L’émission d’actions (anciennement dénommées « parts sociales ») sans droit de vote était déjà possible dans l’ancien Code des sociétés en vertu de son article 240. Ces actions étaient toutefois soumises à de nombreuses restrictions. Comme l’expliquent les travaux parlementaires du nouveau Code, ces restrictions paraissaient cependant avoir peu de sens, tout comme l’obligation de compenser l’absence de droit de vote par un dividende privilégié (cumulatif ou non). Le nombre de cas dans lesquels les titulaires d’actions sans droit de vote se voyaient impérativement attribuer un droit de vote était, par ailleurs, excessif. Ces dispositions restrictives rendaient finalement l’utilisation des actions sans droit de vote très peu attractive, de sorte que de telles actions étaient rarement émises (Doc. Parl., Ch. repr., sess. ord. 2017-2018, n° 54-3119/001, p. 143).
Par conséquent, le législateur a décidé d’assouplir ces restrictions. Tout d’abord, le CSA supprime l’obligation d’attribuer un dividende privilégié aux actions sans droit de vote.

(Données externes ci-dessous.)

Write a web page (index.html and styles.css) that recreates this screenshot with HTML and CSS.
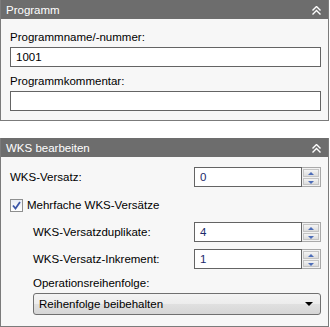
FILE: index.html
```html
<!DOCTYPE html>
<html lang="de">
<head>
    <meta charset="UTF-8">
    <title>Programm</title>
    <link rel="stylesheet" href="styles.css">
</head>
<body>
    <div class="panel">
        <div class="panel-head">
            <span>Programm</span>
            <svg class="collapse" width="9" height="9" viewBox="0 0 9 9"><path d="M0.5 4.5 L4.5 0.5 L8.5 4.5 M0.5 8.5 L4.5 4.5 L8.5 8.5" fill="none" stroke="#fff" stroke-width="1.4"/></svg>
        </div>
        <div class="panel-body">
            <div class="label">Programmname/-nummer:</div>
            <div class="textbox">1001</div>
            <div class="label second">Programmkommentar:</div>
            <div class="textbox"></div>
        </div>
    </div>

    <div class="panel wks">
        <div class="panel-head">
            <span>WKS bearbeiten</span>
            <svg class="collapse" width="9" height="9" viewBox="0 0 9 9"><path d="M0.5 4.5 L4.5 0.5 L8.5 4.5 M0.5 8.5 L4.5 4.5 L8.5 8.5" fill="none" stroke="#fff" stroke-width="1.4"/></svg>
        </div>
        <div class="panel-body">
            <div class="row">
                <span>WKS-Versatz:</span>
                <div class="spinner">
                    <div class="spin-value">0</div>
                    <div class="spin-buttons"><span class="up"></span><span class="down"></span></div>
                </div>
            </div>
            <div class="check-row">
                <span class="checkbox">
                    <svg width="9" height="9" viewBox="0 0 9 9"><path d="M1 4.5 L3.5 7.5 L8 1" fill="none" stroke="#3a55a8" stroke-width="1.8"/></svg>
                </span>
                <span>Mehrfache WKS-Versätze</span>
            </div>
            <div class="sub">
                <div class="row">
                    <span>WKS-Versatzduplikate:</span>
                    <div class="spinner">
                        <div class="spin-value">4</div>
                        <div class="spin-buttons"><span class="up"></span><span class="down"></span></div>
                    </div>
                </div>
                <div class="row">
                    <span>WKS-Versatz-Inkrement:</span>
                    <div class="spinner">
                        <div class="spin-value">1</div>
                        <div class="spin-buttons"><span class="up"></span><span class="down"></span></div>
                    </div>
                </div>
                <div class="label order">Operationsreihenfolge:</div>
                <div class="dropdown">
                    <span>Reihenfolge beibehalten</span>
                    <span class="arrow"></span>
                </div>
            </div>
        </div>
    </div>
</body>
</html>
```

FILE: styles.css
```css
body {
    margin: 0;
    font-family: "Liberation Sans", Arial, sans-serif;
    font-size: 11.5px;
    color: #000;
    background-color: #ffffff;
    width: 330px;
}
.panel {
    width: 327px;
    border: 1px solid #7b7b7b;
    border-top: none;
    background-color: #f7f7f7;
}
.panel-head {
    height: 19px;
    background-color: #6d6d6d;
    color: #ffffff;
    display: flex;
    justify-content: space-between;
    align-items: center;
    padding: 0 7px 0 5px;
}
.collapse {
    margin-top: 1px;
}
.panel-body {
    padding: 11px 7px 9px 9px;
}
.label {
    line-height: 14px;
    margin-bottom: 3px;
}
.label.second {
    margin-top: 7px;
}
.textbox {
    height: 18px;
    line-height: 18px;
    border: 1px solid #646464;
    background-color: #ffffff;
    padding-left: 5px;
}
.wks {
    margin-top: 17px;
}
.wks .panel-body {
    padding-top: 10px;
    padding-bottom: 11px;
}
.row {
    display: flex;
    justify-content: space-between;
    align-items: center;
    height: 20px;
}
.spinner {
    display: flex;
    width: 127px;
    height: 20px;
}
.spin-value {
    flex: 1;
    border: 1px solid #646464;
    background-color: #ffffff;
    line-height: 18px;
    padding-left: 5px;
    color: #1b2a6b;
}
.spin-buttons {
    width: 16px;
    border: 1px solid #a9a9a9;
    border-left: none;
    display: flex;
    flex-direction: column;
    padding: 1px;
    gap: 1px;
    background-color: #f2f2f2;
}
.spin-buttons span {
    flex: 1;
    background: linear-gradient(#f4f4f4, #dcdcdc);
    border: 1px solid #c4c4c4;
    position: relative;
}
.spin-buttons span::after {
    content: "";
    position: absolute;
    left: 4px;
    top: 2px;
    border-left: 3px solid transparent;
    border-right: 3px solid transparent;
}
.spin-buttons .up::after {
    border-bottom: 3px solid #4d6db8;
}
.spin-buttons .down::after {
    border-top: 3px solid #4d6db8;
}
.check-row {
    display: flex;
    align-items: center;
    gap: 4px;
    margin-top: 11px;
    height: 14px;
}
.checkbox {
    width: 11px;
    height: 11px;
    border: 1px solid #8e8f8f;
    background: linear-gradient(#e8ecf5, #ffffff);
    display: flex;
    align-items: center;
    justify-content: center;
}
.sub {
    margin-left: 23px;
    margin-top: 10px;
}
.sub .row + .row {
    margin-top: 7px;
}
.label.order {
    margin-top: 7px;
}
.dropdown {
    height: 20px;
    border: 1px solid #707070;
    border-radius: 3px;
    background: linear-gradient(#f4f4f4 0%, #ececec 50%, #e0e0e0 51%, #d6d6d6 100%);
    display: flex;
    justify-content: space-between;
    align-items: center;
    padding: 0 7px 0 5px;
}
.arrow {
    border-left: 4px solid transparent;
    border-right: 4px solid transparent;
    border-top: 4px solid #000;
}
```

Ensuite, le nouvel article 5:47 du CSA restreint le nombre de cas dans lesquels les actions sans droit de vote donnent impérativement droit à une voix par action, à savoir:
1. lorsqu’une décision qui touche à la modification des droits attachés aux classes d’actions doit être prise (art. 5:102 CSA);
2. en cas de transformation de la société ;
3. en cas de fusion transfrontalière entrainant la dissolution de la société ;
4. en cas de déplacement transfrontalier du siège conformément à l'article 14:15 du CSA.
Il est à noter qu’une SRL ne peut se limiter à n’émettre que des actions sans droit de vote. En effet, conformément à l’article 5:40 du CSA, la SRL doit émettre au moins une action dotée d’un droit de vote, sans quoi l’assemblée générale perdrait tout son sens.
En outre, le paragraphe 2 de l’article 5:47 du CSA prévoit désormais que lorsqu’un dividende privilégié a été attribué aux actions sans droit de vote, ce qui, pour rappel, était obligatoire dans l’ancien Code, celles-ci bénéficient néanmoins d’un droit de vote si les dividendes privilégiés n’ont pas été entièrement mis en paiement durant deux exercices successifs. Le droit de vote cesse à nouveau lorsqu’est distribué un dividende qui, additionné au dividende de l’exercice concerné, est équivalent au montant des dividendes privilégiés non distribués.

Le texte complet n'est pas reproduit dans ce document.